Anywho. Mother’s Day is coming up, and I suppose some of my anxiety might be due to that. Always happens around this time of year since my Mom died. Spring comes, the trees start to bud, and these Northern lands begin to awake from their winter slumber, and like our most ancient ancestors, we once again join in honouring the sacred feminine, and I miss her.

I miss having the one person in the world who I know without a shadow of a doubt loved me in all my weirdoness. The one who held my hand and took me out into the world showed me that there are many ways, many beliefs, as well as many, hurdles to face. I miss her council, her messages on my answering machine “are you still alive, it’s your Mother, give me a call”.

Maybe as I inch closer to 54, I have become much more appreciative of every little thing. At 50, Mom had no idea she only had 4 years left.

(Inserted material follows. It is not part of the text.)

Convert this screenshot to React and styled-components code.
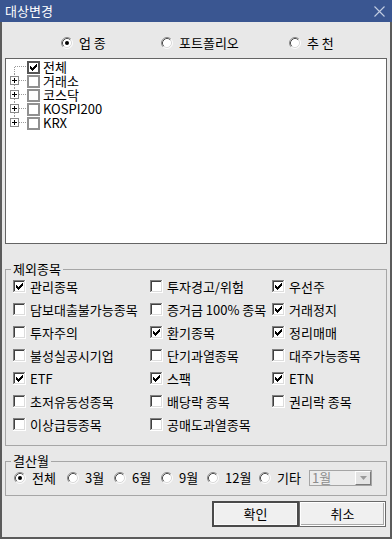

So, I’m having Zoodles for breaky, and leisurely spend the rest of this dreary morn sipping my coffee, devising a new way to prevent that rodent from eating all the sunflower seed.

2 thoughts on “When Does Feminine Mystique Become Crazy Old Lady?

  1. I just turned 54 and have had your attitude for a long time. I think it’s great and loved the post. My mother died when she was 58 and I cried reading how you feel. It exactly describes how it is. Other than the bike riding and being told you’re beautiful your whole life, I really felt this post. Really wonderful.